Abstract

Closing-in (CI) in visuo-constructional tasks occurs when a drawing is reproduced close to or superimposed on the original model. CI has been often observed in Alzheimer disease (AD) patients and only rarely investigated in patients with vascular dementia (VD). Recent studies suggested that CI in AD patients represents a default behavior released by frontal-executive impairments, but the cognitive mechanisms behind this phenomenon in VD patients have not been clarified. We aimed to ascertain whether the same mechanisms could determine CI in VD and in AD patients.

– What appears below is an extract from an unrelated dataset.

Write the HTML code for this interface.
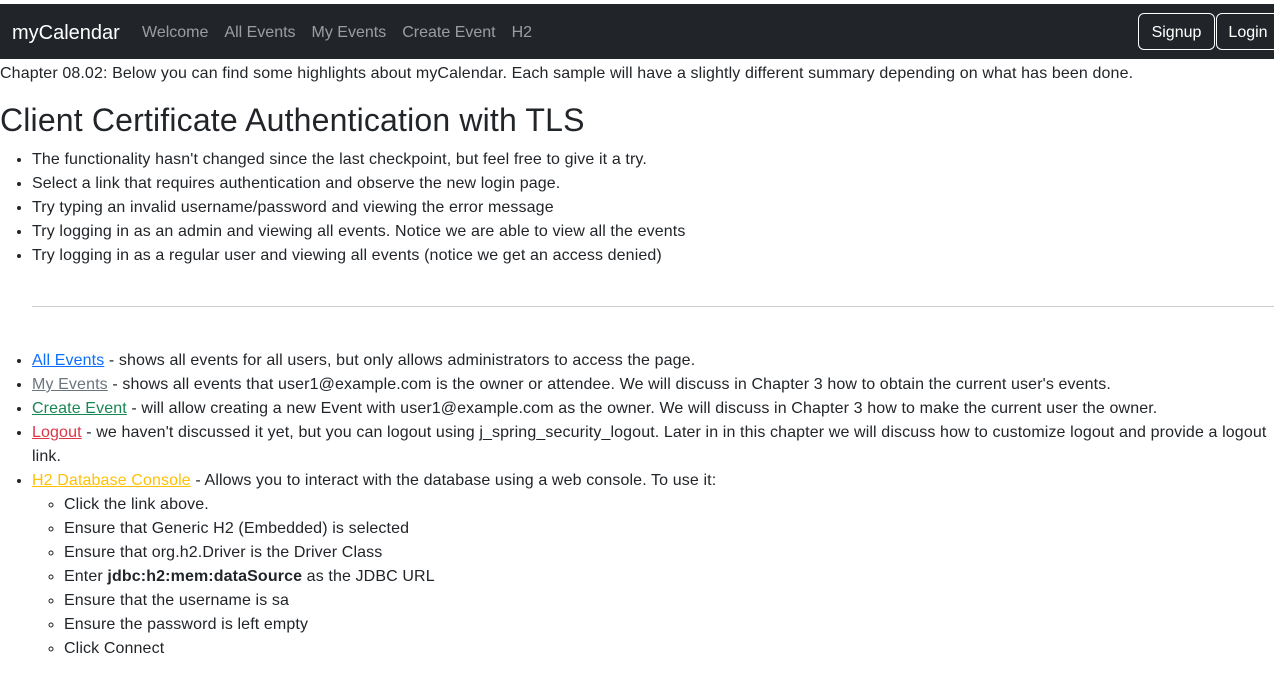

For this purpose we explored whether CI is related to frontal-executive or visuospatial impairments in a prospective sample of AD and VD patients, and investigated whether CI can be induced by a secondary task in patients with either disease. Sixty-three VD patients and 70 AD patients underwent a neuropsychological assessment of frontal-executive and visuospatial skills, and a copying drawings task for CI. Moreover, VD and AD patients without CI also performed a drawing copying task combined with a simple or a demanding verbal task. In both VD and AD patients CI was related to frontal-executive impairments, with more severe forms of CI related to greater frontal-executive defects. In AD patients the tendency to deviate toward a salient model was significantly enhanced by reduction of cognitive resources, whereas VD could compensate for this tendency. CI is related to the tendency to deviate toward a salient model and can be released by frontal-executive impairments in demented patients, independently from clinical diagnosis.